No harm done? Rare slip hands initiative back to Arsenal

There’s no denying Saturday’s defeat at lowly Everton was as foreseeable as it was irritating…but it could have been a lot worse.

We could have been sat here this Monday morning looking at a mere two-point lead in the Premier League and the looming prospect of Manchester City breathing uncomfortably down our necks.

Because of an unfathomably rare and timely Tottenham win, however, our five-point lead remains in tact and it may yet even stretch to eight points again if we can dust ourselves down and get swiftly back to business.

By any measure, it was a poor weekend for Mikel Arteta’s men but some of the gloom was lifted by an decidedly tame defeat for City at Spurs – a performance not many of us would have predicted. With the scent of blood in their nostrils, there aren’t too many better than City, so the timidity of their performance was all the more surprising.

For an Arsenal perspective, it was a joy to witness another stodgy performance from our main rivals – long may they continue. The City sides of the last five years or so have made relentlessness their trademark so for them to have stuttered at such a key juncture felt amazing.

There is still a long way to go this season, however, and two fixtures against City yet to face so there is no use getting carried away – and hardly any of us are – but there is no denying the boon delivered in a potentially pivotal weekend for our season.

Defeats have been a rare thing for Arsenal this season so it felt doubly-painful when the final whistle blew at Goodison Park on Saturday. Sean Dyche is a blunt tool fit for one purpose, a purpose we all know and can see coming a mile off, and yet so often it proves effective.

I wrote in the build-up to this fixture about how, played even a week earlier, this game would likely have been a processional victory for the Gunners, with Everton floundering and weak under the leadership of the helpless Frank Lampard. But we were on the wrong end of fate on this occasion and the decisive move from the Everton board to sack Lampard and appoint Dyche meant the entire dynamic of the match was changed.

That’s not to say we were powerless to resist, but it did hand the hosts an enormous, near-intangible advantage that is unique in football – the new manager bounce. They had energy, desire, and motivation that simply didn’t exist a week previously and a tactical plan that had the sort of structure and coherence that was absent under Lampard.

Buoyed also by a newly-expectant home support, this was clearly a bad time to be travelling to Goodison and we quickly found ourselves sucked into playing the sort of game that suited the hosts to a tee. Our quality and pace deserted us, and were denied us in fairness, and we ended up attempting to trade blows with a side whose game is built on blood and guts.

If you don’t start fast against a Dyche side, your task only gets harder as the game wears on and so it proved for us as we toiled, huffed and puffed throughout. What chances we did fashion were fleeting and, in truth, of a lower quality than we are used to. Both Eddie Nketiah and Bukayo Saka might feel they could have done better with the first-half opportunities that came their way but there really wasn’t a great deal more to get excited about.

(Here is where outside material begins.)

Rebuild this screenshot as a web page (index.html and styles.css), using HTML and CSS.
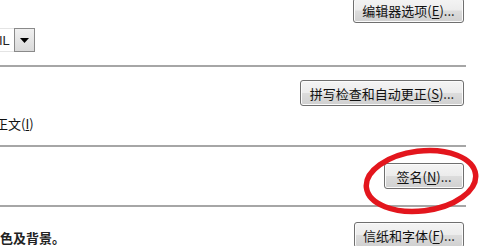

Dyche set his side up to pack 11 men into the centre of the pitch and double-up in the wide areas where possible. They spent 90-odd minutes doing precisely that and, for the most part, it worked. We might lament not making more of long diagonal balls that were on throughout the match but hindsight is always 20/20. We simply didn’t have the answer to Everton’s approach.

That it was two former Burnley players involved in the set-piece goal added a bitter irony to the defeat. For all the time and tide that has passed since the peak of Dyche’s reign at Turf Moor, his charges have come back to haunt us in the most Burnley way possible.

Though we’re unlikely in the extreme to have to face another side that will set up like Dyche did and does this season, there are elements that will appeal to the video analysts of the league. Packing the central areas and doubling-up on our wingers certainly had a dampening effect on our game, though it obviously comes at a cost to your own attacking intent as a team.

If such tactics are seen to succeed, it won’t comes a surprise to see them employed again, especially on the road, in what remains of this season. We will need to be wise to it, and have a response if one is required, because we can’t allow ourselves to be smothered so easily.

For now, though, we can consider this our ‘get out of jail free’ card well and truly played. We may have stumbled, but City’s defeat meant we caught ourselves before a fall. Let’s take that blessing and move on quickly!